Azad Kashmir
- Use: Civil and state flag
- Proportion: 2:3
- Adopted: 24 September 1975
- Design: A green background with four white stripes on the bottom half, a gold canton on the hoist, and a star and crescent on the fly
- Designed by: Abdul Haq Mirza

= Flag of Azad Kashmir =

Pakistani civil and state flag

The flag of Azad Kashmir, officially the state flag of Azad Jammu and Kashmir, is a civil and state flag representing the Pakistani-administered territory of Azad Kashmir.

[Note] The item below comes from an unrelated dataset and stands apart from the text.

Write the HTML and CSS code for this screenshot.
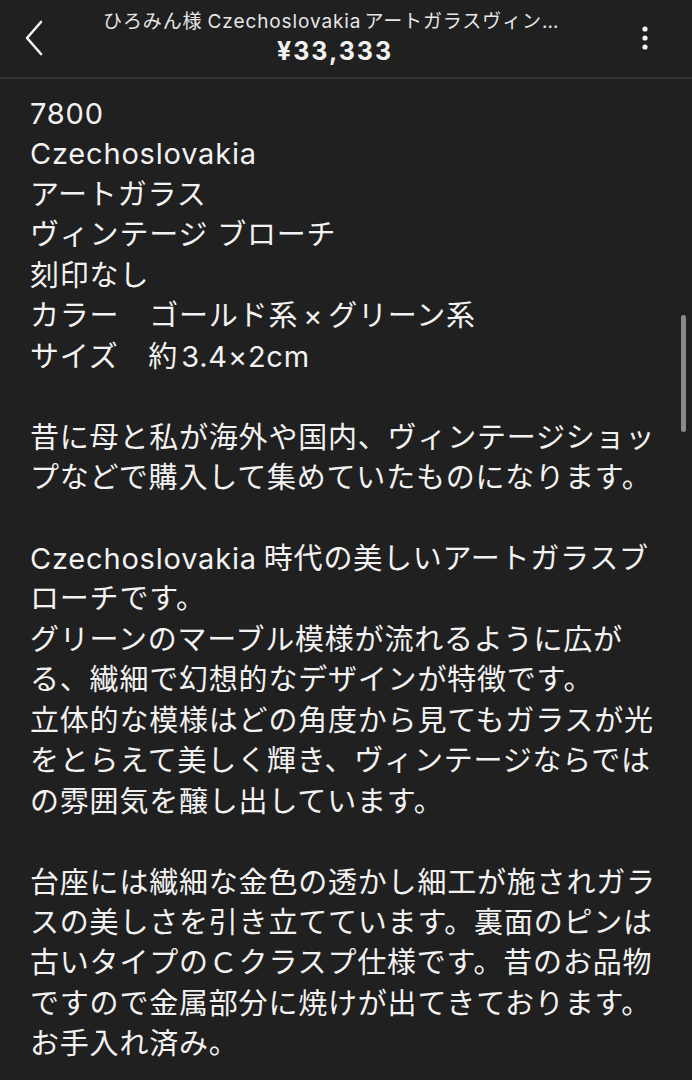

It features a green background, four horizontal white stripes alternating with green, a star and crescent on the upper fly, and a gold canton on the upper hoist.

== History ==
The flag was adopted on 24 September 1975 via the Azad Jammu and Kashmir State Flag Ordinance, passed by founding President Sardar Muhammad Ibrahim Khan. It was designed in 1948 by Abdul Haq Mirza, a mujahid working at the Rawalpindi headquarters of the Azad Kashmir rebellion, as the "Kashmir Liberation Flag". Mirza also created the formation signs of the Kashmir Liberation Force.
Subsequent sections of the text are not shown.